Ghanaian fast food chains are not really enthused by the idea of franchising, since most of the best fast food joints can be found in specific locations making access to them very difficult.
PAPAYE for instance which is a local fast food chain in Ghana has an annual turnover of about $7,300,000 but can only be enjoyed in only about 3 locations in Ghana; with all centered in Accra. With such a turnover from only 3 outlets in Accra, it attest to the fact that fast food brands like PAPAYE in Ghana have a huge potential of becoming global success stories like the McDonald's and the KFC’s of the world if only they can embrace the concept of franchising.
The following reasons go on to explain the merits fast food brands in Africa can derive from franchising:
Lower Cost
Unlike employees, franchisees make an initial payment in return for becoming a part of your fast food chain and then they continue to pay you a percentage of their revenue, throughout the duration of their Franchise Agreement. This means that the costs of setting up the franchise, training staff and launching the restaurant are all covered by the franchisee rather than by the parent restaurant. Similarly, once the restaurant is up and running, it is the franchisee that will be rewarding you with a monthly income, rather than being paid by you as an employee. For these reasons, the franchise system can provide a very cost-effective route for business development.
Simpler Management
Franchisees are themselves responsible for the day-to-day running of their restaurant units and they must do this strictly in accordance with the Franchise Agreement and Operating Manual provided by the Franchise owner. As franchisees have invested their own hard-earned money, they do not require the detailed level of management which would be needed for employees. The objectives of the franchisee and of the franchising restaurant are therefore very closely aligned, with the success of the one depending to a great extent on the success of the other. As a result, the franchise network requires only a simplified and relatively low-cost management system. This is typically based on the close monitoring by the franchiser of the key performance indicators (KPIs) and the provision of motivational leadership.
Faster Expansion
The benefit of self-financing business units and a simplified management structure as described above usually means that franchised networks can be expanded more quickly than restaurant-run networks. Franchising is all about replicating a clear and successful restaurant formula and provided the franchiser is prepared to make a reasonable investment in marketing at national level, the brand can quickly be expanded nationwide. This will in turn generate increased sales volumes and stronger purchasing power, via which the restaurant can command greater discounts from its suppliers.

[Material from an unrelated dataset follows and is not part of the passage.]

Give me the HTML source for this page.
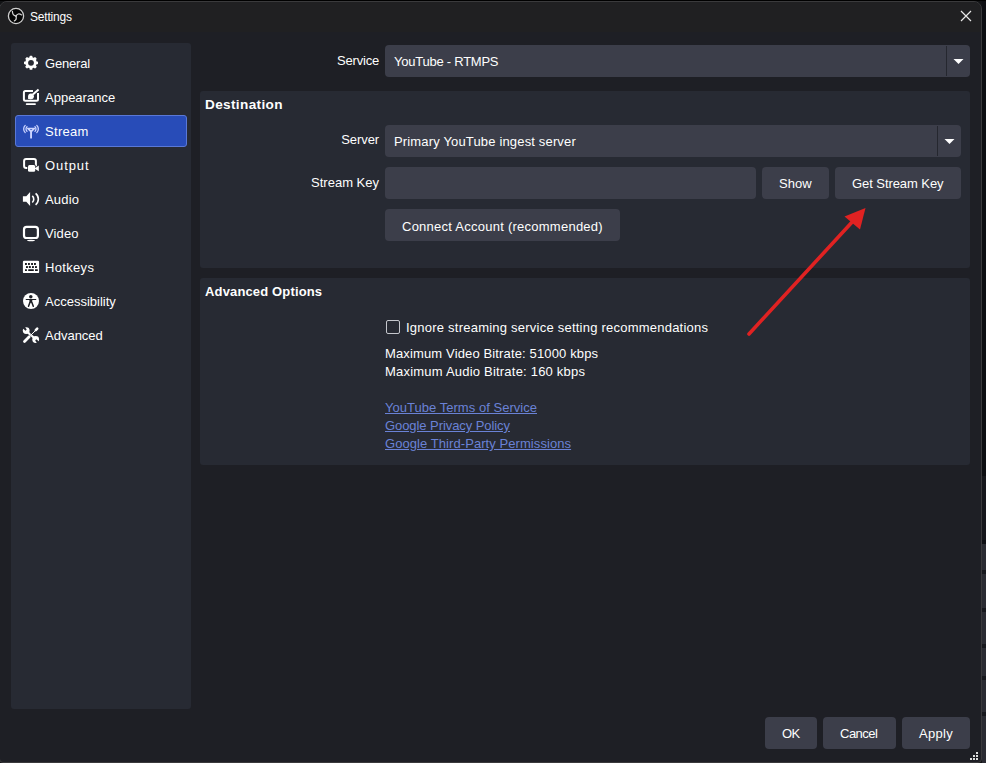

Better Local Market Penetration
Franchisees are normally well established as part of the local community, either on a personal level or as a result of their past business activities. This can give them a very significant advantage in gaining new business for the franchise at a local level. They will generally live within the franchise territory, be known there and will be seen as having made a permanent commitment. These are all attributes which generally do not apply to company employees and will be of enormous value in helping franchisees to penetrate their local market.
Greater Commitment
Franchisees have invested in their restaurant business and know that they can benefit directly from its success. Logically, for that reason, their commitment will be much greater than that of employees, who have made no such financial investment and are guaranteed to receive at least a basic wage at the end of each month, regardless of performance. However, money is not the only driving force for better performance. Since the restaurant is their own, franchisees will take real pride in the service which they provide and will ceaselessly strive to exceed the expectations of their customers. This commitment will also reflect in their loyalty to the franchiser brand, because it is also the franchisee's brand, and they are intent on building up a business which can be sold on for profit at some future date.
International Potential
The franchise system again has many advantages. Using a system called Master Franchising, you can quickly and simply replicate the whole of your African franchise model in another country, leaving the Master Franchisee to adapt the model to the local market – its language, business customs and legal requirements. This is a very effective method of expanding a business overseas without any need to create subsidiary companies or branches in your chosen countries.